Olbrisch: Da spreche ich doch gleich mal Dagmar Kleimt an. Unsere ehemalige Kollegin ist nämlich einer der Wohnungseigentümer in der WEG. Dagmar, wie ist die Vorstellung bei dir angekommen? Sind alle Fragen beseitigt?
Dagmar Kleimt: Das war schon sehr informativ. Eine persönliche Vorstellung ist immer hilfreicher. Man kann sofort alle Fragen stellen und erhält direkt Antwort.
Olbrisch: Und, habt ihr schon eine Entscheidung treffen können?

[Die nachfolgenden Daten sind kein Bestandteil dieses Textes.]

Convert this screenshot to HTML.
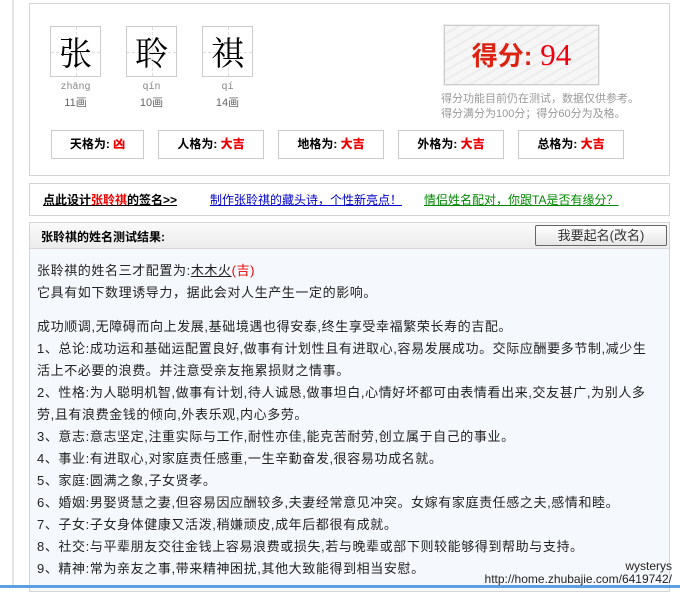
<!DOCTYPE html>
<html><head><meta charset="utf-8"><style>
*{margin:0;padding:0;box-sizing:border-box}
body{width:680px;height:588px;background:#fff;position:relative;overflow:hidden;font-family:"Liberation Sans","Noto Sans CJK SC",sans-serif;font-size:12px;color:#000}
.a{position:absolute}
.vl{left:12px;top:0;width:2px;height:588px;background:#e4e4e4}
.p{border:1px solid #d4d4d4;background:#fff}
.ch{width:51px;height:51px;border:1px solid #ccc;background:#fff;font-size:33px;line-height:49px;text-align:center;font-family:"Noto Serif CJK SC",serif;color:#000}
.ch:before{content:"";position:absolute;left:0;right:0;top:25px;border-top:1px dashed #ddd}
.ch:after{content:"";position:absolute;top:0;bottom:0;left:25px;border-left:1px dashed #ddd}
.ch span{position:relative;z-index:1}
.py{width:51px;text-align:center;color:#888;font-size:10px;font-family:"Liberation Mono",monospace}
.hu{width:51px;text-align:center;color:#666;font-size:11px}
.g{height:29px;border:1px solid #ccc;background:#fff;text-align:center;font-weight:bold;line-height:27px;font-size:12px}
.g b{color:#e00}
.ln{font-size:12px;text-decoration:underline}
.txt{font-size:13px;line-height:22px;color:#222;left:37px;width:625px;letter-spacing:0.6px}
</style></head><body>
<div class="a vl"></div>
<div class="a p" style="left:29px;top:3px;width:641px;height:173px"></div>
<div class="a ch" style="left:50px;top:26px"><span>张</span></div>
<div class="a ch" style="left:126px;top:26px"><span>聆</span></div>
<div class="a ch" style="left:202px;top:26px"><span>祺</span></div>
<div class="a py" style="left:50px;top:82px">zhāng</div>
<div class="a py" style="left:126px;top:82px">qín</div>
<div class="a py" style="left:202px;top:82px">qí</div>
<div class="a hu" style="left:50px;top:94px">11画</div>
<div class="a hu" style="left:126px;top:94px">10画</div>
<div class="a hu" style="left:202px;top:94px">14画</div>
<div class="a" style="left:444px;top:25px;width:155px;height:60px;border:1px solid #ccc;background:repeating-linear-gradient(150deg,#f6f6f6 0 6px,#ececec 6px 8px);box-shadow:0 0 0 1px #eee;text-align:center;line-height:58px"><span style="color:#d21;font-size:26px;font-weight:bold">得分:</span><span style="color:#e01;font-size:31px;font-family:'Liberation Serif',serif"> 94</span></div>
<div class="a" style="left:441px;top:92px;color:#999;font-size:11px;line-height:15px;white-space:nowrap">得分功能目前仍在测试，数据仅供参考。<br>得分满分为100分；得分60分为及格。</div>
<div class="a g" style="left:51px;top:130px;width:93px">天格为: <b>凶</b></div>
<div class="a g" style="left:158px;top:130px;width:106px">人格为: <b>大吉</b></div>
<div class="a g" style="left:278px;top:130px;width:106px">地格为: <b>大吉</b></div>
<div class="a g" style="left:398px;top:130px;width:106px">外格为: <b>大吉</b></div>
<div class="a g" style="left:518px;top:130px;width:106px">总格为: <b>大吉</b></div>

<div class="a p" style="left:29px;top:183px;width:641px;height:33px"></div>
<div class="a ln" style="left:43px;top:191px;font-weight:bold;color:#000">点此设计<span style="color:#e00">张聆祺</span>的签名&gt;&gt;</div>
<div class="a ln" style="left:210px;top:191px;color:#00c">制作张聆祺的藏头诗，个性新亮点！</div>
<div class="a ln" style="left:424px;top:191px;color:#080">情侣姓名配对，你跟TA是否有缘分？</div>

<div class="a" style="left:29px;top:222px;width:641px;height:370px;border:1px solid #d4d4d4;background:#f5f8fc"></div>
<div class="a" style="left:30px;top:223px;width:639px;height:26px;background:linear-gradient(#fafafa,#ececec);border-bottom:1px solid #d8d8d8"></div>
<div class="a" style="left:41px;top:228px;font-weight:bold;font-size:12px">张聆祺的姓名测试结果:</div>
<div class="a" style="left:535px;top:225px;width:132px;height:21px;border:1px solid #666;border-radius:2px;background:linear-gradient(#fff,#e6e6e6);text-align:center;line-height:19px;font-size:13px;color:#333">我要起名(改名)</div>
<div class="a txt" style="top:260px">张聆祺的姓名三才配置为:<u>木木火</u><span style="color:#e00">(吉)</span><br>它具有如下数理诱导力，据此会对人生产生一定的影响。</div>
<div class="a txt" style="top:316px">成功顺调,无障碍而向上发展,基础境遇也得安泰,终生享受幸福繁荣长寿的吉配。<br>1、总论:成功运和基础运配置良好,做事有计划性且有进取心,容易发展成功。交际应酬要多节制,减少生<br>活上不必要的浪费。并注意受亲友拖累损财之情事。<br>2、性格:为人聪明机智,做事有计划,待人诚恳,做事坦白,心情好坏都可由表情看出来,交友甚广,为别人多<br>劳,且有浪费金钱的倾向,外表乐观,内心多劳。<br>3、意志:意志坚定,注重实际与工作,耐性亦佳,能克苦耐劳,创立属于自己的事业。<br>4、事业:有进取心,对家庭责任感重,一生辛勤奋发,很容易功成名就。<br>5、家庭:圆满之象,子女贤孝。<br>6、婚姻:男娶贤慧之妻,但容易因应酬较多,夫妻经常意见冲突。女嫁有家庭责任感之夫,感情和睦。<br>7、子女:子女身体健康又活泼,稍嫌顽皮,成年后都很有成就。<br>8、社交:与平辈朋友交往金钱上容易浪费或损失,若与晚辈或部下则较能够得到帮助与支持。<br>9、精神:常为亲友之事,带来精神困扰,其他大致能得到相当安慰。</div>
<div class="a" style="left:0;top:585px;width:680px;height:3px;background:#5aa0e0"></div>
<div class="a" style="right:8px;top:560px;text-align:right;font-size:12px;line-height:13px;color:#222;text-shadow:0 0 2px #fff">wysterys<br>http://home.zhubajie.com/6419742/</div>
</body></html>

Und falls ja, wie sieht die aus?
Kleimt: Wir werden das Angebot der Stadtwerke annehmen.
Olbrisch: War es hilfreich für euch, dass Kevin in eure Versammlung gekommen ist?
Kleimt: Auf jeden Fall.
Saxler: Also, wir kommen gerne in die WEG-Versammlungen und stellen unser Konzept vor. Das ist schon erklärungsbedürftig. Letztes Jahr sind viele Versammlungen wegen Corona verschoben worden oder haben sich auf das nötigste beschränkt. Jetzt haben wir mehr und mehr Anfragen.